Governo, stop al decreto sugli immigrati in nero
Un deciso stop da parte di (quasi) tutto il governo al decreto legge che avrebbe dovuto modificare l'articolo 18 della Bossi-Fini - quello che permette alle prostitute di ottenere un permesso di soggiorno se denunciano i loro sfruttatori - in favore dei lavoratori clandestini. La maggioranza dei ministri ha deciso che lo strumento del decreto legge non è il più idoneo, perché non ci sono i presupposti dell'urgenza, e quindi verrà predisposto un disegno di legge che forse arriverà sul tavolo del Consiglio la prossima settimana. I sindacati confederali, che per domani hanno indetto una manifestazione nazionale a Foggia contro il lavoro nero, non sfileranno così con in tasca la vittoria di una modifica della legge Bossi-Fini su questo punto. I sindacati avevano chiesto con insistenza che l'articolo 18 fosse esteso anche ai lavoratori, e che fosse fatto velocemente, tanto da proporre di inserirlo in Finanziaria. Il «caso» era scoppiato quest'estate dopo l'inchiesta dell'Espresso sulle condizioni dei raccoglitori di pomodori, che aveva provocato la presa di posizione di tutto il governo: provvedimento urgente, da approvare subito. Invece non se ne fa niente. Le voci che si sono opposte al varo del decreto legge sono state diverse: dal ministro dei Rapporti con il parlamento Vannino Chiti - che ha contestato i presupposti di urgenza, e ha posto il problema del sovraccarico di lavoro delle Camere - al ministro della Comunicazione Paolo Gentiloni, che avrebbe contestato il «titolo» del decreto, foriero di polemiche. Al ministro delle Infrastrutture Antonio Di Pietro, secondo cui bisogna valutare ancora meglio la questione dei possibili interessi criminali su questa modifica.

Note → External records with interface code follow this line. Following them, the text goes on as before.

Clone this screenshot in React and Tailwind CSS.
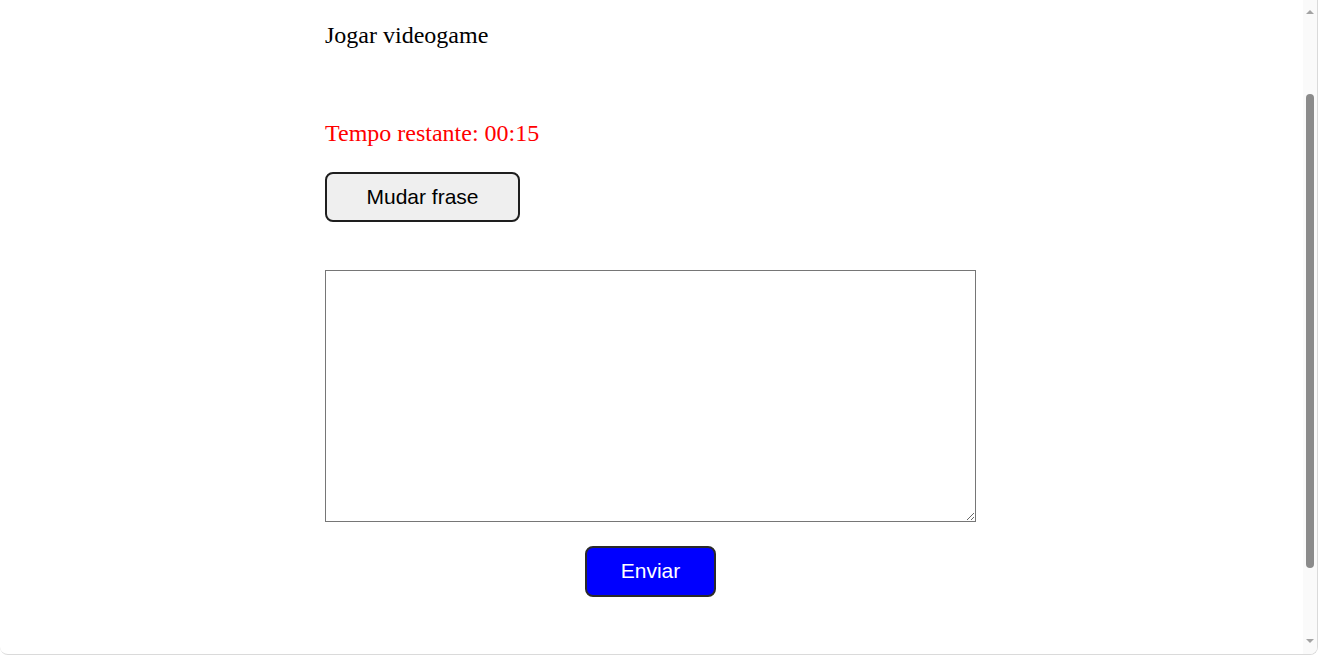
import React from "react";

export default function App() {
  return (
    <div className="w-[1318px] h-[657px] bg-white overflow-hidden">
      <div className="h-[655px] flex border-b border-r border-[#dadada] rounded-b-[8px] overflow-hidden">
        <div className="flex-1 pl-[325px]">
          <div className="w-[651px] flex flex-col items-start">
            <p className="mt-[22px] text-[24px] leading-[27px] text-black font-['Liberation_Serif',serif]">
              Jogar videogame
            </p>
            <p className="mt-[71px] text-[24px] leading-[27px] text-[#ff0000] font-['Liberation_Serif',serif]">
              Tempo restante: 00:15
            </p>
            <button className="mt-[25px] w-[195px] h-[50px] pb-[1px] rounded-[8px] border-2 border-[#1e1e1e] bg-[#efefef] text-[21px] leading-[24px] text-black font-['Liberation_Sans',Arial,sans-serif]">
              Mudar frase
            </button>
            <textarea className="mt-[48px] w-[651px] h-[252px] border border-[#767676] bg-white outline-none" />
            <div className="w-full flex justify-center mt-[24px]">
              <button className="w-[131px] h-[51px] pb-[2px] rounded-[8px] border-2 border-[#2a2a2a] bg-[#0000ff] text-[21px] leading-[24px] text-white font-['Liberation_Sans',Arial,sans-serif]">
                Enviar
              </button>
            </div>
          </div>
        </div>
        <div className="w-[14px] bg-[#fafafa] flex flex-col items-center">
          <svg width="10" height="8" viewBox="0 0 10 8" className="mt-[8px]">
            <path d="M1 6 L5 2 L9 6 Z" fill="#a3a3a3" />
          </svg>
          <div className="mt-[78px] w-[8px] h-[474px] rounded-full bg-[#8b8b8b]" />
          <div className="flex-1" />
          <svg width="10" height="8" viewBox="0 0 10 8" className="mb-[9px]">
            <path d="M1 2 L5 6 L9 2 Z" fill="#a3a3a3" />
          </svg>
        </div>
      </div>
    </div>
  );
}
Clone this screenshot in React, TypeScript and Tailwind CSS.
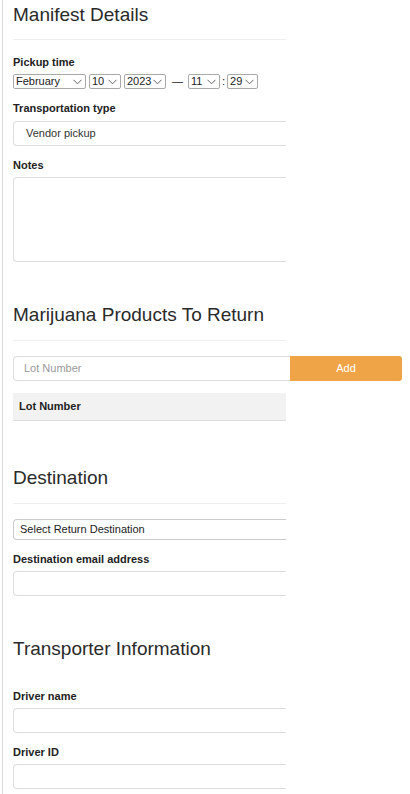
import React from 'react';

const font = { fontFamily: '"Liberation Sans", Arial, sans-serif' };

function Chevron() {
  return (
    <svg width="9" height="6" viewBox="0 0 9 6" className="shrink-0">
      <path d="M0.5 0.8 L4.5 4.8 L8.5 0.8" fill="none" stroke="#555" strokeWidth="0.9" />
    </svg>
  );
}

function MiniSelect({ value, width }: { value: string; width: string }) {
  return (
    <div className={`${width} h-[15px] flex items-center justify-between border border-[#a9a9a9] rounded-[2px] pl-[2px] pr-[3px] text-[11px] leading-none text-[#222] bg-white`}>
      <span>{value}</span>
      <Chevron />
    </div>
  );
}

function Label({ children, className }: { children: React.ReactNode; className: string }) {
  return <p className={`${className} h-[16px] leading-[16px] text-[11px] font-bold text-[#222]`}>{children}</p>;
}

function Heading({ children, className }: { children: React.ReactNode; className: string }) {
  return <h2 className={`${className} h-[30px] leading-[30px] text-[19px] text-[#2a2a2a]`}>{children}</h2>;
}

function Field({ className, height = 'h-[25px]' }: { className: string; height?: string }) {
  return <div className={`${className} ${height} w-full border border-r-0 border-[#ddd] rounded-l-[4px] bg-white`} />;
}

export default function App() {
  return (
    <div style={font} className="min-h-[794px] bg-white">
      <div className="ml-[2px] min-h-[794px] border-l border-[#d9d9d9] pl-[10px] overflow-hidden">
        <div className="w-[273px]">
          <Heading className="mt-0">Manifest Details</Heading>
          <hr className="mt-[9px] border-t border-[#eee]" />

          <Label className="mt-[14px]">Pickup time</Label>
          <div className="mt-[4px] h-[15px] flex items-center leading-none">
            <MiniSelect value="February" width="w-[73px]" />
            <div className="ml-[3px]"><MiniSelect value="10" width="w-[32px]" /></div>
            <div className="ml-[3px]"><MiniSelect value="2023" width="w-[42px]" /></div>
            <span className="ml-[6px] text-[11px] text-[#222]">—</span>
            <div className="ml-[5px]"><MiniSelect value="11" width="w-[32px]" /></div>
            <span className="ml-[2px] mr-[2px] text-[11px] text-[#222]">:</span>
            <MiniSelect value="29" width="w-[31px]" />
          </div>

          <Label className="mt-[11px]">Transportation type</Label>
          <div className="mt-[5px] h-[25px] w-full flex items-center pl-[12px] border border-r-0 border-[#ddd] rounded-l-[4px] text-[11px] text-[#333]">
            Vendor pickup
          </div>

          <Label className="mt-[11px]">Notes</Label>
          <Field className="mt-[4px]" height="h-[85px]" />

          <Heading className="mt-[38px]">Marijuana Products To Return</Heading>
          <hr className="mt-[10px] border-t border-[#eee]" />

          <div className="mt-[15px] flex h-[25px] w-[389px]">
            <div className="w-[277px] h-full flex items-center pl-[10px] border border-r-0 border-[#ddd] rounded-l-[4px] text-[11px] text-[#999]">
              Lot Number
            </div>
            <button className="w-[112px] h-full rounded-r-[3px] bg-[#eea447] text-white text-[11px]">Add</button>
          </div>

          <div className="mt-[12px] h-[28px] flex items-center pl-[6px] bg-[#f2f2f2] border-b border-[#ddd] text-[11px] font-bold text-[#222]">
            Lot Number
          </div>

          <Heading className="mt-[42px]">Destination</Heading>
          <hr className="mt-[10px] border-t border-[#eee]" />

          <div className="mt-[15px] h-[21px] w-full flex items-center pl-[6px] border border-r-0 border-[#ccc] rounded-l-[4px] text-[11px] text-[#222]">
            Select Return Destination
          </div>

          <Label className="mt-[11px]">Destination email address</Label>
          <Field className="mt-[4px]" />

          <Heading className="mt-[38px]">Transporter Information</Heading>

          <Label className="mt-[24px]">Driver name</Label>
          <Field className="mt-[4px]" />

          <Label className="mt-[11px]">Driver ID</Label>
          <Field className="mt-[4px]" />
        </div>
      </div>
    </div>
  );
}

Ma la vera divisione è sempre la stessa: da una parte il ministro dell'Interno Giuliano Amato, dall'altra il ministro per la Solidarietà sociale Paolo Ferrero. Quest'ultimo aveva proposto di allargare - come prevede anche il programma dell'Unione - l'articolo 18 anche ai lavoratori clandestini che non sono «supersfruttati», ma che verrebbero messi in regola dai datori di lavoro se ne avessero la possibilità. Amato aveva ribattuto che questa sarebbe stata «una sanatoria», e che avrebbe spinto le organizzazioni criminali ad approfittarne. Ieri era stato raggiunto un accordo su un testo - complice anche il ministro del Lavoro Cesare Damiano, che avrebbe gradito lo strumento del decreto legge - in cui venivano contemplate solo le forme di lavoro schiavistiche. Solo a parte, da discutere dunque, la proposta di Ferrero. Ma il Viminale avrebbe dato lo stop anche al testo «concordato», sostenendo che è necessario individuare con più attenzione la fattispecie di reato del caporalato, e prevedere pene specifiche. Probabilmente si intende modificare anche alcuni articoli del codice penale, e non soltanto l'articolo 18 della Bossi-Fini. Dopo il consiglio dei ministri, Ferrero ha inviato un comunicato molto duro, definendo «incomprensibile» la scelta del governo. Amato ha risposto di essere «molto dispiaciuto» per la mancata approvazione del decreto legge, ma che il ddl «avrà maggiore consenso e potrà essere rapidamente approvato».